Funnily enough of course, this investigation which initially came to a head last year as a criminal case against unscrupulous company, lawyers and government officials barely attracting any media attention, has now become a front page story.

Immigrants have been abused in the workplace by the American bosses verbally and in physical ways by being asked to perform extreme workloads and receive low pay rates being tantamount to slavery.

These people have a huge fear to report anything to the Department of Labor as their H1B visa or E3 visa depends on the employer’s sponsorship and thus without it they will be forced to leave the country given the crazy rules, restrictions¬† and short time you have to change employers on the H-1B visa.

However the punch line now is anti-immigrant and how for years foreigners have been taking US jobs which of course is supposed to cut deep at all the US workers who have been laid off in the current environment.

Of course nothing mentioned in these stories that it was another group of corrupt company and government officials that caused the Economic mess we are now all in.
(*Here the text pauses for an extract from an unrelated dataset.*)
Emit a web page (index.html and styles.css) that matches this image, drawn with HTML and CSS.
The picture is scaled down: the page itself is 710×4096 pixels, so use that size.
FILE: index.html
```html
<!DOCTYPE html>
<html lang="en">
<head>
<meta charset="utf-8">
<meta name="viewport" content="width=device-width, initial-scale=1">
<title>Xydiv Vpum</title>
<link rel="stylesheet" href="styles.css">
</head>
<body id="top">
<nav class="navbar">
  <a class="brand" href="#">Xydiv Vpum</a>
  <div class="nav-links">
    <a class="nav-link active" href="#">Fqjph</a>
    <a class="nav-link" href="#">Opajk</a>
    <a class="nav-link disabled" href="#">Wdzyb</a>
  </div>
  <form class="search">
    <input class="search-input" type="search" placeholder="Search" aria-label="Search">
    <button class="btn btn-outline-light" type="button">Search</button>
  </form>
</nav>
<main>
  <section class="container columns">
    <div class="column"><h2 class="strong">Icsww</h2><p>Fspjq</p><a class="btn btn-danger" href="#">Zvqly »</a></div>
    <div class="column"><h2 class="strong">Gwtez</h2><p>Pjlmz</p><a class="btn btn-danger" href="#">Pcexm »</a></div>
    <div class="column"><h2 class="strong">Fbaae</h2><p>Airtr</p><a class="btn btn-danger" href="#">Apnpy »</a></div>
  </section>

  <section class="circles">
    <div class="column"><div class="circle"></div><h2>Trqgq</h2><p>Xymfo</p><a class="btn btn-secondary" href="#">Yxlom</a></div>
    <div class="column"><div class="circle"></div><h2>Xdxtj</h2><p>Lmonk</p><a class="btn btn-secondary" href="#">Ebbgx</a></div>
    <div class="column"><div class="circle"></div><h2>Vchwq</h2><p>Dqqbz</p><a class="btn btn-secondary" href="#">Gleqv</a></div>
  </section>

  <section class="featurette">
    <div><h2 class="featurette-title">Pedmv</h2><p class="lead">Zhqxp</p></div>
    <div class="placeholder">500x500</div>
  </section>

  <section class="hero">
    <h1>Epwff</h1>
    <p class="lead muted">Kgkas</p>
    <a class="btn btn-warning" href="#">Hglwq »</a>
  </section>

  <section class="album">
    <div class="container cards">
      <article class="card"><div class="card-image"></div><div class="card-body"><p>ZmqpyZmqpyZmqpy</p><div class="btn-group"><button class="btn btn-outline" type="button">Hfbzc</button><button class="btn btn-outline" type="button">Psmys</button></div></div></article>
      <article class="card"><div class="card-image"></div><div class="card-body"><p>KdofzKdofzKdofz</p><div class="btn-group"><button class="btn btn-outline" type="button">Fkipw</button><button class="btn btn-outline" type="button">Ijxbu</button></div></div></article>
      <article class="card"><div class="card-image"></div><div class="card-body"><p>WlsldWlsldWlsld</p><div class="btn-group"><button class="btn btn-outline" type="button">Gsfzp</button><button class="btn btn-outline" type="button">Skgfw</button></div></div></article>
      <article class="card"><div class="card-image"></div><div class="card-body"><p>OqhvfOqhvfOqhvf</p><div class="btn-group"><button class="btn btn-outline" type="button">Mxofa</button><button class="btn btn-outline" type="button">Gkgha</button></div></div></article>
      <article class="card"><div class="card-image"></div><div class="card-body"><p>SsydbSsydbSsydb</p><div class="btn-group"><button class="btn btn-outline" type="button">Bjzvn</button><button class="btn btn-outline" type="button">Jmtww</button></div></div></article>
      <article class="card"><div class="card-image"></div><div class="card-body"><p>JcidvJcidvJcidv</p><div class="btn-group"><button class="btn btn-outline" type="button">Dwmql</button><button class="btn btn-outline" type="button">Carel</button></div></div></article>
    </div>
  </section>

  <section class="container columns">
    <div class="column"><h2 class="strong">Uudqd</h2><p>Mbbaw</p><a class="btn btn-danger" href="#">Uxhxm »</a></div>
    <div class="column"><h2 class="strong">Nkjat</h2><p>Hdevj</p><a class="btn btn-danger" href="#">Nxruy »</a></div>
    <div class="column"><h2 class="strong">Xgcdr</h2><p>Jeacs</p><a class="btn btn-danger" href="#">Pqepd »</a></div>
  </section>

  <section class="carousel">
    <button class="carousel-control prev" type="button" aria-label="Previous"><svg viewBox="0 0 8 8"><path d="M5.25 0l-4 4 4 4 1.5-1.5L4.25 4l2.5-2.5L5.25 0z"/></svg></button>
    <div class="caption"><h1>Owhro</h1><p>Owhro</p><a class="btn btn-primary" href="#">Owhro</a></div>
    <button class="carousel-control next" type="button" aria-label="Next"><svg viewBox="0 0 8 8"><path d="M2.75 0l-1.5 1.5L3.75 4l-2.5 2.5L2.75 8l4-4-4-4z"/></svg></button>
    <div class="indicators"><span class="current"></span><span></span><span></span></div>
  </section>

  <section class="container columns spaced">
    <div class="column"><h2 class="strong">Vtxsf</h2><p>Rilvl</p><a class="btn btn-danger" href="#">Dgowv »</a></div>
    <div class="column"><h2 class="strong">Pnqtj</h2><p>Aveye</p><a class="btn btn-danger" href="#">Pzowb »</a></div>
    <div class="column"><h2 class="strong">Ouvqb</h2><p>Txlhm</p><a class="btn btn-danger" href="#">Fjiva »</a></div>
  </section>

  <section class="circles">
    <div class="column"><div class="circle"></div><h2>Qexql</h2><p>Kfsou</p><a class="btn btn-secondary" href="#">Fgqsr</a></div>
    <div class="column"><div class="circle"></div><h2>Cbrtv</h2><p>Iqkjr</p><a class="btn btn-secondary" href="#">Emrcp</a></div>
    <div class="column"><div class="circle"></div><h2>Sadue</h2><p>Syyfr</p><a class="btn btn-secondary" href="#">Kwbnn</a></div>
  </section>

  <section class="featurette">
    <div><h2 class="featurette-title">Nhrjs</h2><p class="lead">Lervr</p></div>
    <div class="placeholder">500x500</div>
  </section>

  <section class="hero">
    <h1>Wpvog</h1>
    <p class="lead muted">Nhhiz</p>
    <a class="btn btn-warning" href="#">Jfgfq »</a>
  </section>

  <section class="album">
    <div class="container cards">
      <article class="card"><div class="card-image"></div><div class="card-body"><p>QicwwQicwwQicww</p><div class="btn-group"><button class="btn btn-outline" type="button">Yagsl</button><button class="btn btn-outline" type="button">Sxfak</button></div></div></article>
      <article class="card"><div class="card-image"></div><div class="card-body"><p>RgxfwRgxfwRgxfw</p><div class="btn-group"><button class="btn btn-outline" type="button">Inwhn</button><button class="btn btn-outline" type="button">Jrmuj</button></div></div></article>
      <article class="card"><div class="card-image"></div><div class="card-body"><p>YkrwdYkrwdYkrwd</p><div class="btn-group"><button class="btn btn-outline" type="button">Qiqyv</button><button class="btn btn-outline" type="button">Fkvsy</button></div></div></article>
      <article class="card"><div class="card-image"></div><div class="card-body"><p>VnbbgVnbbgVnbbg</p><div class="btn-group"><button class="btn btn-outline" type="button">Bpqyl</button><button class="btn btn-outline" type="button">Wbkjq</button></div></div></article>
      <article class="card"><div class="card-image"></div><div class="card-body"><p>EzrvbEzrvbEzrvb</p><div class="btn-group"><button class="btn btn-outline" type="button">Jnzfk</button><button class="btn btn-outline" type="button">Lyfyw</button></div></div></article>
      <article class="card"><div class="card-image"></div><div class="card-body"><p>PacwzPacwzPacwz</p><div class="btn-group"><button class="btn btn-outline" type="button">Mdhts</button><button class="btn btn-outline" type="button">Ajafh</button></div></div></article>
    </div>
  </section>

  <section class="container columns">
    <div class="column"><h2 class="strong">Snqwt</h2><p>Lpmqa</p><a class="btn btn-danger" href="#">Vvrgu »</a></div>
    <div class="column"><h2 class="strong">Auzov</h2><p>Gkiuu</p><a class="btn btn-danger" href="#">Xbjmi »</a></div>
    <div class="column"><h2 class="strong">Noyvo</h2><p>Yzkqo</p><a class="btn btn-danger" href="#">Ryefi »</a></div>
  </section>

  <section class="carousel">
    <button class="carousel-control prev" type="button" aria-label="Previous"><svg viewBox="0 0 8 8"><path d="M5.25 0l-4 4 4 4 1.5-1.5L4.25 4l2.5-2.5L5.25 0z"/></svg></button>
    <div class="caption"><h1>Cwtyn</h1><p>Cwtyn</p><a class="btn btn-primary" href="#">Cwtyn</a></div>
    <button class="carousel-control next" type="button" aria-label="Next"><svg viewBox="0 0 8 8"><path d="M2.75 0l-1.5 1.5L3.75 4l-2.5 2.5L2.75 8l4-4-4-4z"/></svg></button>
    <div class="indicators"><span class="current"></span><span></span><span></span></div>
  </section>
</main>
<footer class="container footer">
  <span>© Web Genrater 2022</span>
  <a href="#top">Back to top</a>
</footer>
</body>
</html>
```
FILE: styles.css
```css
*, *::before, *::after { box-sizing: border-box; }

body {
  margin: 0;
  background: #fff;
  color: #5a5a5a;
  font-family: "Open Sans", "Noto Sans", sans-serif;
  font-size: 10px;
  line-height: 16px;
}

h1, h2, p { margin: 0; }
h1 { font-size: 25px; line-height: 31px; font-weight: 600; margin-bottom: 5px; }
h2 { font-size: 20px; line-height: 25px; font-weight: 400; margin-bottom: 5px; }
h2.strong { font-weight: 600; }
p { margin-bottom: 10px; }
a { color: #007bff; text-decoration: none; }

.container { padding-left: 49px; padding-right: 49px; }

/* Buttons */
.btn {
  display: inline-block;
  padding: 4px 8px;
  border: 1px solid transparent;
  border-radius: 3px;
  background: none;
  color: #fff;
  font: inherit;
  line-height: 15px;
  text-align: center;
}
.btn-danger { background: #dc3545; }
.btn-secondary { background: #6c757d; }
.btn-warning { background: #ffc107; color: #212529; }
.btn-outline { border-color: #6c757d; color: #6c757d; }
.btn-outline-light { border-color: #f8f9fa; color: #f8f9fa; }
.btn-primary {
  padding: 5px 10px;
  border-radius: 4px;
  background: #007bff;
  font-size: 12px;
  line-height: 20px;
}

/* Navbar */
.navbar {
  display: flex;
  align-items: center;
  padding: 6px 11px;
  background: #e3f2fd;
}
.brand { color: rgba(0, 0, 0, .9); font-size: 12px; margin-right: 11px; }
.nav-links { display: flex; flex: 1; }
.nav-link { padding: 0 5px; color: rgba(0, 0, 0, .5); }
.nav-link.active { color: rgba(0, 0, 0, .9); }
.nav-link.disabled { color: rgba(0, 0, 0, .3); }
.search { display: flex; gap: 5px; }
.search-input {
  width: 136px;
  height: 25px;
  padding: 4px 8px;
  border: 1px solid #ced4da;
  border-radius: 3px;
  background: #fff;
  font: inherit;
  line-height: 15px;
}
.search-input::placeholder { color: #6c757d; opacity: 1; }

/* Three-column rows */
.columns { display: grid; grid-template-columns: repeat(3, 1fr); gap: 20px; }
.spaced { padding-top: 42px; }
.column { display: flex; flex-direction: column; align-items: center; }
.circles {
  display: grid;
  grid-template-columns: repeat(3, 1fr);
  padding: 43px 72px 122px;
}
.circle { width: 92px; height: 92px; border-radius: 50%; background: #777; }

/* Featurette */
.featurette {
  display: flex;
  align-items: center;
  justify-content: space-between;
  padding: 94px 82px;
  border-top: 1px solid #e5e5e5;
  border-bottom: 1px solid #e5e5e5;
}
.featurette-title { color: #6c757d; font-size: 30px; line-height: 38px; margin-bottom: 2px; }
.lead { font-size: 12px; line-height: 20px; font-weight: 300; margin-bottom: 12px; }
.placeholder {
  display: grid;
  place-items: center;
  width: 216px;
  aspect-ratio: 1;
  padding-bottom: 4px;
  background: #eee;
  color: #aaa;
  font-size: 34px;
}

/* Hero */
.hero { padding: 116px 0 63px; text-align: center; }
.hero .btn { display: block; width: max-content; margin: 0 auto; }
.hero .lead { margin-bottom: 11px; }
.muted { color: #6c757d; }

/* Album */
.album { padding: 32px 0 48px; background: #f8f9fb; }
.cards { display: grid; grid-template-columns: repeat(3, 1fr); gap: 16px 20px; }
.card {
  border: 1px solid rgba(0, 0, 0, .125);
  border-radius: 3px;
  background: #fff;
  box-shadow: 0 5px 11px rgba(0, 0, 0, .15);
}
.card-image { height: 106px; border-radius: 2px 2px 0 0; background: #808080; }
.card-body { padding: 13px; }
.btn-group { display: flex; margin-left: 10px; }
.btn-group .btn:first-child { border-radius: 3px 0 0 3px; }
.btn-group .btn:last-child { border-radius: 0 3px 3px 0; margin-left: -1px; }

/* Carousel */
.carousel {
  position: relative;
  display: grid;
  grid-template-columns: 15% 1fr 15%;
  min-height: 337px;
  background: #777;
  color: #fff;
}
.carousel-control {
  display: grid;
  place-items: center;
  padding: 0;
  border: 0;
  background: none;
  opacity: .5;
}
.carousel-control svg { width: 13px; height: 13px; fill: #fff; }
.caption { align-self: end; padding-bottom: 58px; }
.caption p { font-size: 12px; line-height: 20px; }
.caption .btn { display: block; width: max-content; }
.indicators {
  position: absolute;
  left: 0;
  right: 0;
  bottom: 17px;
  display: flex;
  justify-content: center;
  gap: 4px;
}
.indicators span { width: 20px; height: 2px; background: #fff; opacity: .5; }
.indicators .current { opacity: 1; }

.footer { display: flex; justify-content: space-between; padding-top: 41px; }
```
Unfortunately the end result for the foreign applicant and family that may want to live and work in the US is that they have to be ever more vigelent. Look for the warning signs above and ensure that companies when dealing with you in the application process don’t expect you to lie to officials or on documents.

Finally there are US workers and Illegal Immigrants being abused in the workplace in the sense that their Fortune 500 companies are treating them as machinery rather than human beings. Of course given how strong the lobby is of these companies in Washington you would expect it to be business as usual.